How Good Friday Helps Us Cope with the Pandemic
This year, thanks to the coronavirus, I will not be able to experience one of my favorite moments in the church calendar: Good Friday. I love Easter, with its bright colors and signs of spring, the celebration of a concept on which rests the entire Christian faith: resurrection. And yet sometimes we Christians rush too quickly past Good Friday, especially when the gospel writers devoted enormous space in the sacred texts to the ugly scene of Jesus dying an unjust and shameful death on a Roman cross.
This moment we are in, in a week when fatalities from COVID-19 are expected to rise dramatically, at what the surgeon general has called “our generation’s Pearl Harbor,” we need to linger longer, even if from our living rooms, at the message of Good Friday.
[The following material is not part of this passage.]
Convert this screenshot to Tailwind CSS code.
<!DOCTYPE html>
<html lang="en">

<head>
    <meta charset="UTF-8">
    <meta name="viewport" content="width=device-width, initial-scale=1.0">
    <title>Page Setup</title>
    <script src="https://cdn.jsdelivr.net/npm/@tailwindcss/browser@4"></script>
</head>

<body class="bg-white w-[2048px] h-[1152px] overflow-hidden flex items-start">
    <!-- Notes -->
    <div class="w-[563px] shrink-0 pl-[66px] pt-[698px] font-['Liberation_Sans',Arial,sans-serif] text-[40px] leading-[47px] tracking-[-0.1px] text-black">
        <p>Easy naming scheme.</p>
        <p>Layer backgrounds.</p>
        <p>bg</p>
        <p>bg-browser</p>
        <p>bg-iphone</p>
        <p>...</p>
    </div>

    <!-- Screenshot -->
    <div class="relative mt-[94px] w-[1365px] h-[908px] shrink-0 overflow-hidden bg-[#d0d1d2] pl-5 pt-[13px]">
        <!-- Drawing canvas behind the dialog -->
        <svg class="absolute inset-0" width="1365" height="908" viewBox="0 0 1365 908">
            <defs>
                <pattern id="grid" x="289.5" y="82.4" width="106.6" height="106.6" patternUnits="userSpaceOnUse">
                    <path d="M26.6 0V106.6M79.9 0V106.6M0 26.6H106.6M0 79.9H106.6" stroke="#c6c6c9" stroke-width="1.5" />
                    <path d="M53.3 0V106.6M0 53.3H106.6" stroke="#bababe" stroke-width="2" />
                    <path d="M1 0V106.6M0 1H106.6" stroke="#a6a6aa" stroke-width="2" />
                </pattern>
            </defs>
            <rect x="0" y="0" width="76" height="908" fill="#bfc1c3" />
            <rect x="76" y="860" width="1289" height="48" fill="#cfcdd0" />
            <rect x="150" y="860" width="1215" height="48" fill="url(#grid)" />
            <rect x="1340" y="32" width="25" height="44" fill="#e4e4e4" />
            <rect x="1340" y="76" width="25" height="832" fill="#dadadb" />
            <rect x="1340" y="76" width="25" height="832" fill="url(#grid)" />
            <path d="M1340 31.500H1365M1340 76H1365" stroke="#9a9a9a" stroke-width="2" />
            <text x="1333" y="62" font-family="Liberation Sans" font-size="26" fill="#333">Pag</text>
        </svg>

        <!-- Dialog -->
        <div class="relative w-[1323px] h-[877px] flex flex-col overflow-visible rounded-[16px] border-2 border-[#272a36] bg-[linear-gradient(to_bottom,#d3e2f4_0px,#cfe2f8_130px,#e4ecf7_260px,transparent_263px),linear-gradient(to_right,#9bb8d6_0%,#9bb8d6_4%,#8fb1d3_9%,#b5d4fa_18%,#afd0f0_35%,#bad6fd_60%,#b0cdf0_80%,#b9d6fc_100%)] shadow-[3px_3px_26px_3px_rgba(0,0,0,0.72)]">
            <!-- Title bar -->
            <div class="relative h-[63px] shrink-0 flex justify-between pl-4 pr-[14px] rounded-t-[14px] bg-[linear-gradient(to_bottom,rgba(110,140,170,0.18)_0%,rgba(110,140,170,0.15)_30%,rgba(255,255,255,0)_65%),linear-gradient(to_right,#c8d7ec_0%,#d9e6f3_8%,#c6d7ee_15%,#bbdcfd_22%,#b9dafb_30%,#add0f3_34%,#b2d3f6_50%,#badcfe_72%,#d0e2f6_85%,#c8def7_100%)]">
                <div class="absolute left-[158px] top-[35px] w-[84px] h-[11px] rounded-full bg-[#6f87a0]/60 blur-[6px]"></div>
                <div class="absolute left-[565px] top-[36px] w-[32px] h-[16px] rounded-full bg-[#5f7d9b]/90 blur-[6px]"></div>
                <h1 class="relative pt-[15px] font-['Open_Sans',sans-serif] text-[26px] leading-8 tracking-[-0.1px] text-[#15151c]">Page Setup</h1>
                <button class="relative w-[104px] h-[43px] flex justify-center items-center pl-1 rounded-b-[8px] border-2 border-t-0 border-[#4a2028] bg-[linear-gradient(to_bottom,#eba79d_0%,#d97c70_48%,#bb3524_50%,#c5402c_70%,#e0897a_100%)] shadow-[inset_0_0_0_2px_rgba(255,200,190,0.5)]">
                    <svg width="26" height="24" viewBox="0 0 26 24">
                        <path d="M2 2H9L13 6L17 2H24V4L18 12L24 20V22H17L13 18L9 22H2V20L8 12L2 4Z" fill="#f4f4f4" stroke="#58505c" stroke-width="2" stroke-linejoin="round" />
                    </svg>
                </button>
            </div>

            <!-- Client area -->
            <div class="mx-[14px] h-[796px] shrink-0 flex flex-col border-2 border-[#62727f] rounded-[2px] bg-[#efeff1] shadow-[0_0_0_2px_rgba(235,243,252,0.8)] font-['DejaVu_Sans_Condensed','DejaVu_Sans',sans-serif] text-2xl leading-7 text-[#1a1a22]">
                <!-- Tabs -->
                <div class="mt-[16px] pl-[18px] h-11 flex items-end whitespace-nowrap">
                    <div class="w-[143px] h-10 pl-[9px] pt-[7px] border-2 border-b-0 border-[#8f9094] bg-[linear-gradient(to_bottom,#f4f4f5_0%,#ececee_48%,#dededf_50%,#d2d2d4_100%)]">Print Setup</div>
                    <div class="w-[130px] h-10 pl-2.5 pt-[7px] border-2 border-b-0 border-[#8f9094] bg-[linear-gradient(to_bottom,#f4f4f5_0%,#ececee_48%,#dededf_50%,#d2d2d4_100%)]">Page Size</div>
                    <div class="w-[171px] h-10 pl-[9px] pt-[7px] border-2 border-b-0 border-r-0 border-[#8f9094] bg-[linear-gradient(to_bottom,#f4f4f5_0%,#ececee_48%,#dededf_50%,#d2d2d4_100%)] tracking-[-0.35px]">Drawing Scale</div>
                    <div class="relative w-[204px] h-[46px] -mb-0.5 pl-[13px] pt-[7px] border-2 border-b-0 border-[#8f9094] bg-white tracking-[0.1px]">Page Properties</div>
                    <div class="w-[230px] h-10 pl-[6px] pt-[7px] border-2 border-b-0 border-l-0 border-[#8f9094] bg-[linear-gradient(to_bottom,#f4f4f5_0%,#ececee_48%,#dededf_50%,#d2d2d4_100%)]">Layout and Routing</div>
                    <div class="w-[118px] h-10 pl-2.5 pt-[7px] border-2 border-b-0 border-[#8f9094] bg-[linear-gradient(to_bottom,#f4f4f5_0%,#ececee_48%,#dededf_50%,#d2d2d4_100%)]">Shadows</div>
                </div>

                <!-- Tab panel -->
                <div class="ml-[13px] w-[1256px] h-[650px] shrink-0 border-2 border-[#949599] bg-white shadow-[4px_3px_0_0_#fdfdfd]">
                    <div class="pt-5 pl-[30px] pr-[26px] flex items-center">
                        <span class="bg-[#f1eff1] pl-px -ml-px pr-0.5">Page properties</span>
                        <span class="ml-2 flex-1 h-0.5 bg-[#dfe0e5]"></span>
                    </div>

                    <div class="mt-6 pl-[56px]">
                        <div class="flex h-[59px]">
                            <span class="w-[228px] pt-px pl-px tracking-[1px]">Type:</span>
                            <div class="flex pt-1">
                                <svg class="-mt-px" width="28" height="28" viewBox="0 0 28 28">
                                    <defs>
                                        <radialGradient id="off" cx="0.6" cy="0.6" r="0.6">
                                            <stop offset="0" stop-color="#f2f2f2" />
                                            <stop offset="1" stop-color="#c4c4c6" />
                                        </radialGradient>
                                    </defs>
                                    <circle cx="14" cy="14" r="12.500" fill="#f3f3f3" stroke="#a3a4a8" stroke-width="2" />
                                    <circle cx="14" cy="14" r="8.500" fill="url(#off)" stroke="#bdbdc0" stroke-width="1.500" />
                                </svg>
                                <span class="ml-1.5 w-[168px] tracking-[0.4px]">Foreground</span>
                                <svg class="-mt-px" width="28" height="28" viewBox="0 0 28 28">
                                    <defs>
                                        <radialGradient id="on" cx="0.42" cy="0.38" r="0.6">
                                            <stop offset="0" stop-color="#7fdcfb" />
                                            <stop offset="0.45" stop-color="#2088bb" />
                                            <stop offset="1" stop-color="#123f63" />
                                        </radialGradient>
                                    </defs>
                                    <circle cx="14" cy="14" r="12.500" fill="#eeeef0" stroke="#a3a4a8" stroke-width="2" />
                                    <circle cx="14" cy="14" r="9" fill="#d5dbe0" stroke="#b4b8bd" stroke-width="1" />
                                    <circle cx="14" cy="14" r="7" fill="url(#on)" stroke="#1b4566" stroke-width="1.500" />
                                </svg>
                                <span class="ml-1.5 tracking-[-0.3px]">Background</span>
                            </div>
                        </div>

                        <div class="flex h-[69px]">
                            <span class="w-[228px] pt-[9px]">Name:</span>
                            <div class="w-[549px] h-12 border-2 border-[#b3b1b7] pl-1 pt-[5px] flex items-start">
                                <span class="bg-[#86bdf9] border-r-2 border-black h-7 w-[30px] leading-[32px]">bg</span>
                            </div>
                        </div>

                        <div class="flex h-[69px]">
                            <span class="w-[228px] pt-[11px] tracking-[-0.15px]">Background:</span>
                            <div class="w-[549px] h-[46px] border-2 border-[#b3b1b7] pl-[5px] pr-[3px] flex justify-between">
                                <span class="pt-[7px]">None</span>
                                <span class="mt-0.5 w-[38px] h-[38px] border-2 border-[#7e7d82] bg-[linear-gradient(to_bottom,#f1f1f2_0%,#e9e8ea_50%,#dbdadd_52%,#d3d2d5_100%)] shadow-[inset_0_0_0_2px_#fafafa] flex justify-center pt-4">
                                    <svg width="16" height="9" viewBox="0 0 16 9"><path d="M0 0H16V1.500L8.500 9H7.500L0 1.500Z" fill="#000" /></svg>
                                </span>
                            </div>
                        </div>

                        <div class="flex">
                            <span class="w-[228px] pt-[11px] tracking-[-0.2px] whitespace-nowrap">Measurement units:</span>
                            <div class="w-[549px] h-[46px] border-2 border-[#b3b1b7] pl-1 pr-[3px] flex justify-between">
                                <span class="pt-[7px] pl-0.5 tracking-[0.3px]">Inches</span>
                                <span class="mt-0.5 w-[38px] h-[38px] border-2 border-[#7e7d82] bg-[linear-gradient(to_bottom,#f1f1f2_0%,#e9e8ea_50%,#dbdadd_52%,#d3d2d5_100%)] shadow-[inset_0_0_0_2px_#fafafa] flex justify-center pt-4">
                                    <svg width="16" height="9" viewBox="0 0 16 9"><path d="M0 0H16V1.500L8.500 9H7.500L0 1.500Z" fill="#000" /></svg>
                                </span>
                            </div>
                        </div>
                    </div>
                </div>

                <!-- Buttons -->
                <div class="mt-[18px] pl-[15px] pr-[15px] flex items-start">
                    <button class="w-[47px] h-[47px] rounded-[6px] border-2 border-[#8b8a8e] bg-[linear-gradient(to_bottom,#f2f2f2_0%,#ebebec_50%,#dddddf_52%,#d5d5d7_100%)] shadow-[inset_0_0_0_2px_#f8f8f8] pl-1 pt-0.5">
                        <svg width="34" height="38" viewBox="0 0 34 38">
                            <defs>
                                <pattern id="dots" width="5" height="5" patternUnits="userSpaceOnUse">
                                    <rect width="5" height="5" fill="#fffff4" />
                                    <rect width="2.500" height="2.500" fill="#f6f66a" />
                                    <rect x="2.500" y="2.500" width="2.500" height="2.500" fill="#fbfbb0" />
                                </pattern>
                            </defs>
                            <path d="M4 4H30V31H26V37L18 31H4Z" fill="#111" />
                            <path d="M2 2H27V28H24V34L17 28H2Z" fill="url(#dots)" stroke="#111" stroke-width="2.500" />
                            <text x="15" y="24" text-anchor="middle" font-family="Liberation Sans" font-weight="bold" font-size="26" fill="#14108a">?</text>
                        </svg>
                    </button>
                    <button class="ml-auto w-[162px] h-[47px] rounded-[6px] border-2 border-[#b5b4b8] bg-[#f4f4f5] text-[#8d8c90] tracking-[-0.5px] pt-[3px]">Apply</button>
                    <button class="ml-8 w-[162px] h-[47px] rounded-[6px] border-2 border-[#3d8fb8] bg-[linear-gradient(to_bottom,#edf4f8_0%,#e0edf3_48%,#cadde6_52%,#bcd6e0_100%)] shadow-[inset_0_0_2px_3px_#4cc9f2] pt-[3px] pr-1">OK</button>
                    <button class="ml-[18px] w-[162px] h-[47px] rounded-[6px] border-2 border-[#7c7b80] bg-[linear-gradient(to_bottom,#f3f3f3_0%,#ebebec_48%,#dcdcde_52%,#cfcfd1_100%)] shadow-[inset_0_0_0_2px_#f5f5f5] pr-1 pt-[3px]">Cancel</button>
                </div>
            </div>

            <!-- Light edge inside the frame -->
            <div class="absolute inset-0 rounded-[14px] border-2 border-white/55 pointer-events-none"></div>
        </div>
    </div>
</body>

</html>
In normal times (remember those?), the end of life is not something we like to dwell on, but now, as the stench of death surrounds us, as frozen trucks parked outside hospitals serve as overflow morgues, as funeral directors prepare for a volume of work they never anticipated, as an invisible virus makes its menacing journey through our cities, we need to think about death. On Good Friday there are no pastel eggs or bright dresses, no Peeps or perfume. There is only a somber, sober reflection on the agony of the most unjust death in the history of the world. The Christian story says that, in God’s Providence, Jesus, both human and divine, was put to death by the very creatures that he formed with his hands and into whom he breathed the breath of life.